Aim: Write out all of the entries exactly, please.

Provided data:

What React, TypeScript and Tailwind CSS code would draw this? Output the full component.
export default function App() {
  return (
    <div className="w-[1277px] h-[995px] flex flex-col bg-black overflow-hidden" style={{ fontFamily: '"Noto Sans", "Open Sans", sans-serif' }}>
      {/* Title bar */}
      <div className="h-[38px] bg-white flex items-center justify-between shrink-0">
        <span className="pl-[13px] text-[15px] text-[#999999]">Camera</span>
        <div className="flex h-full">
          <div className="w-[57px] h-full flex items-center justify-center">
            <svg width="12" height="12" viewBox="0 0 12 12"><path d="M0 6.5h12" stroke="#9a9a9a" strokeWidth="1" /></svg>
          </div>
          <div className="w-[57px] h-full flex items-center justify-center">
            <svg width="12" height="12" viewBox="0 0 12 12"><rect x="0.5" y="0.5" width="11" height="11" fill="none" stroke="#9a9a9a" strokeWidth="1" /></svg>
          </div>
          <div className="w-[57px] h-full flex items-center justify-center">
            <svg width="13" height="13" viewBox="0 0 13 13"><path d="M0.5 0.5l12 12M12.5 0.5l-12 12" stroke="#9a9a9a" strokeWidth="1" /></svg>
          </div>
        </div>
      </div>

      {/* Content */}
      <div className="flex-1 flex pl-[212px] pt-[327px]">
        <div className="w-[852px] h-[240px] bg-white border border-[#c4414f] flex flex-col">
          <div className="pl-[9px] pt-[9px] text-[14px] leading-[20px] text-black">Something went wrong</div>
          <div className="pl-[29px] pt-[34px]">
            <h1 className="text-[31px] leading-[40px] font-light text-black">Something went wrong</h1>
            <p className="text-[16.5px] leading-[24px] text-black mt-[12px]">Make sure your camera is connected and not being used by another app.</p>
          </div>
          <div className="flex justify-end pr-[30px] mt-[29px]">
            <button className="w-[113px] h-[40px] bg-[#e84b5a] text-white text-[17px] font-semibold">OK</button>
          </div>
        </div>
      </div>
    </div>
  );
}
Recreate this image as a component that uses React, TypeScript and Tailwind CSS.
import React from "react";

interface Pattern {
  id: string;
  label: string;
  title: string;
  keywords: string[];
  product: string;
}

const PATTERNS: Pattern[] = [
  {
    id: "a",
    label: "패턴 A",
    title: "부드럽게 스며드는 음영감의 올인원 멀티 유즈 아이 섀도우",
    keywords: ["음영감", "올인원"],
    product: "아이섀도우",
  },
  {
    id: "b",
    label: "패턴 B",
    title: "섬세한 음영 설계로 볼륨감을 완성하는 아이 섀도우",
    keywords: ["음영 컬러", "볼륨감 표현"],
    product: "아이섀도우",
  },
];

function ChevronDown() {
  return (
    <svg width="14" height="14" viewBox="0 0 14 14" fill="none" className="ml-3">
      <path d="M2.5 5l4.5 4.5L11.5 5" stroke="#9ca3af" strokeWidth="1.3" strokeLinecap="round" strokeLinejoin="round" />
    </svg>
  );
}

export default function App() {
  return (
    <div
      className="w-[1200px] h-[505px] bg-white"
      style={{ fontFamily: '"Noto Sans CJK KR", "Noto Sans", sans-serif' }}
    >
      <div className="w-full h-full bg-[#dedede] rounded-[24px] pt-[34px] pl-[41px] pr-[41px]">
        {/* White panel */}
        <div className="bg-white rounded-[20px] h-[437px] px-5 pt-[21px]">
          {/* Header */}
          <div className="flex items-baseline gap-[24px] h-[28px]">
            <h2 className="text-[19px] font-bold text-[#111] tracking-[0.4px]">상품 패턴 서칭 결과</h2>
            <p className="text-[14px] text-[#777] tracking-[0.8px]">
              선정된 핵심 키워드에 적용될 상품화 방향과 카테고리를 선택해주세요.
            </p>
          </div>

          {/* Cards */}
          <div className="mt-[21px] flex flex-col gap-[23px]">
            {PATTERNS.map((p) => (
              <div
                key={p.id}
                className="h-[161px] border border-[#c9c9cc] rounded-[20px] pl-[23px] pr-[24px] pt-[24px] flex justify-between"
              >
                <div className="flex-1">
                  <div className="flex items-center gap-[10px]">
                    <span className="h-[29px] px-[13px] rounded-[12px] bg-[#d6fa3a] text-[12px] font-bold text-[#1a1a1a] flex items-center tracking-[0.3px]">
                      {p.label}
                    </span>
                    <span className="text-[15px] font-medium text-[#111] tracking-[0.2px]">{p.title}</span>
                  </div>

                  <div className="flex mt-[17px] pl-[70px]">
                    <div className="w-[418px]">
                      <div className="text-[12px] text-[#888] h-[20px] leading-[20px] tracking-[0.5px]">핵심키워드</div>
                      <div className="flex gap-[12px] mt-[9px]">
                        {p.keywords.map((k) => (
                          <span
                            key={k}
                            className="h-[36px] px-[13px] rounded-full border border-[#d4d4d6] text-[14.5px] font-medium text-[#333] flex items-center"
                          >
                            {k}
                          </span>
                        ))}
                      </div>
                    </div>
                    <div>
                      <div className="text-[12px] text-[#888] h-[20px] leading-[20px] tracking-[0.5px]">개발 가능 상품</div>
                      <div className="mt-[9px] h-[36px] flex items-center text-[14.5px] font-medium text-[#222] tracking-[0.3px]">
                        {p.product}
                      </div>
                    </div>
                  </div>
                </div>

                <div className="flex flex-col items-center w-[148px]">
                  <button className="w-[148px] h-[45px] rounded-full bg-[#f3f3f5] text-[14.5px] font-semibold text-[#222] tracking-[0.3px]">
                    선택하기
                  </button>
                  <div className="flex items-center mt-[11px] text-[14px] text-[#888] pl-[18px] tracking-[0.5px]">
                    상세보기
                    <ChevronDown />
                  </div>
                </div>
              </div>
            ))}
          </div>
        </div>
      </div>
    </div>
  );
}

Result of the exercise:
What React, TypeScript and Tailwind CSS code would draw this? Output the full component.
export default function App() {
  return (
    <div className="w-[1277px] h-[995px] flex flex-col bg-black overflow-hidden" style={{ fontFamily: '"Noto Sans", "Open Sans", sans-serif' }}>
      {/* Title bar */}
      <div className="h-[38px] bg-white flex items-center justify-between shrink-0">
        <span className="pl-[13px] text-[15px] text-[#999999]">Camera</span>
        <div className="flex h-full">
          <div className="w-[57px] h-full flex items-center justify-center">
            <svg width="12" height="12" viewBox="0 0 12 12"><path d="M0 6.5h12" stroke="#9a9a9a" strokeWidth="1" /></svg>
          </div>
          <div className="w-[57px] h-full flex items-center justify-center">
            <svg width="12" height="12" viewBox="0 0 12 12"><rect x="0.5" y="0.5" width="11" height="11" fill="none" stroke="#9a9a9a" strokeWidth="1" /></svg>
          </div>
          <div className="w-[57px] h-full flex items-center justify-center">
            <svg width="13" height="13" viewBox="0 0 13 13"><path d="M0.5 0.5l12 12M12.5 0.5l-12 12" stroke="#9a9a9a" strokeWidth="1" /></svg>
          </div>
        </div>
      </div>

      {/* Content */}
      <div className="flex-1 flex pl-[212px] pt-[327px]">
        <div className="w-[852px] h-[240px] bg-white border border-[#c4414f] flex flex-col">
          <div className="pl-[9px] pt-[9px] text-[14px] leading-[20px] text-black">Something went wrong</div>
          <div className="pl-[29px] pt-[34px]">
            <h1 className="text-[31px] leading-[40px] font-light text-black">Something went wrong</h1>
            <p className="text-[16.5px] leading-[24px] text-black mt-[12px]">Make sure your camera is connected and not being used by another app.</p>
          </div>
          <div className="flex justify-end pr-[30px] mt-[29px]">
            <button className="w-[113px] h-[40px] bg-[#e84b5a] text-white text-[17px] font-semibold">OK</button>
          </div>
        </div>
      </div>
    </div>
  );
}
Recreate this image as a component that uses React, TypeScript and Tailwind CSS.
import React from "react";

interface Pattern {
  id: string;
  label: string;
  title: string;
  keywords: string[];
  product: string;
}

const PATTERNS: Pattern[] = [
  {
    id: "a",
    label: "패턴 A",
    title: "부드럽게 스며드는 음영감의 올인원 멀티 유즈 아이 섀도우",
    keywords: ["음영감", "올인원"],
    product: "아이섀도우",
  },
  {
    id: "b",
    label: "패턴 B",
    title: "섬세한 음영 설계로 볼륨감을 완성하는 아이 섀도우",
    keywords: ["음영 컬러", "볼륨감 표현"],
    product: "아이섀도우",
  },
];

function ChevronDown() {
  return (
    <svg width="14" height="14" viewBox="0 0 14 14" fill="none" className="ml-3">
      <path d="M2.5 5l4.5 4.5L11.5 5" stroke="#9ca3af" strokeWidth="1.3" strokeLinecap="round" strokeLinejoin="round" />
    </svg>
  );
}

export default function App() {
  return (
    <div
      className="w-[1200px] h-[505px] bg-white"
      style={{ fontFamily: '"Noto Sans CJK KR", "Noto Sans", sans-serif' }}
    >
      <div className="w-full h-full bg-[#dedede] rounded-[24px] pt-[34px] pl-[41px] pr-[41px]">
        {/* White panel */}
        <div className="bg-white rounded-[20px] h-[437px] px-5 pt-[21px]">
          {/* Header */}
          <div className="flex items-baseline gap-[24px] h-[28px]">
            <h2 className="text-[19px] font-bold text-[#111] tracking-[0.4px]">상품 패턴 서칭 결과</h2>
            <p className="text-[14px] text-[#777] tracking-[0.8px]">
              선정된 핵심 키워드에 적용될 상품화 방향과 카테고리를 선택해주세요.
            </p>
          </div>

          {/* Cards */}
          <div className="mt-[21px] flex flex-col gap-[23px]">
            {PATTERNS.map((p) => (
              <div
                key={p.id}
                className="h-[161px] border border-[#c9c9cc] rounded-[20px] pl-[23px] pr-[24px] pt-[24px] flex justify-between"
              >
                <div className="flex-1">
                  <div className="flex items-center gap-[10px]">
                    <span className="h-[29px] px-[13px] rounded-[12px] bg-[#d6fa3a] text-[12px] font-bold text-[#1a1a1a] flex items-center tracking-[0.3px]">
                      {p.label}
                    </span>
                    <span className="text-[15px] font-medium text-[#111] tracking-[0.2px]">{p.title}</span>
                  </div>

                  <div className="flex mt-[17px] pl-[70px]">
                    <div className="w-[418px]">
                      <div className="text-[12px] text-[#888] h-[20px] leading-[20px] tracking-[0.5px]">핵심키워드</div>
                      <div className="flex gap-[12px] mt-[9px]">
                        {p.keywords.map((k) => (
                          <span
                            key={k}
                            className="h-[36px] px-[13px] rounded-full border border-[#d4d4d6] text-[14.5px] font-medium text-[#333] flex items-center"
                          >
                            {k}
                          </span>
                        ))}
                      </div>
                    </div>
                    <div>
                      <div className="text-[12px] text-[#888] h-[20px] leading-[20px] tracking-[0.5px]">개발 가능 상품</div>
                      <div className="mt-[9px] h-[36px] flex items-center text-[14.5px] font-medium text-[#222] tracking-[0.3px]">
                        {p.product}
                      </div>
                    </div>
                  </div>
                </div>

                <div className="flex flex-col items-center w-[148px]">
                  <button className="w-[148px] h-[45px] rounded-full bg-[#f3f3f5] text-[14.5px] font-semibold text-[#222] tracking-[0.3px]">
                    선택하기
                  </button>
                  <div className="flex items-center mt-[11px] text-[14px] text-[#888] pl-[18px] tracking-[0.5px]">
                    상세보기
                    <ChevronDown />
                  </div>
                </div>
              </div>
            ))}
          </div>
        </div>
      </div>
    </div>
  );
}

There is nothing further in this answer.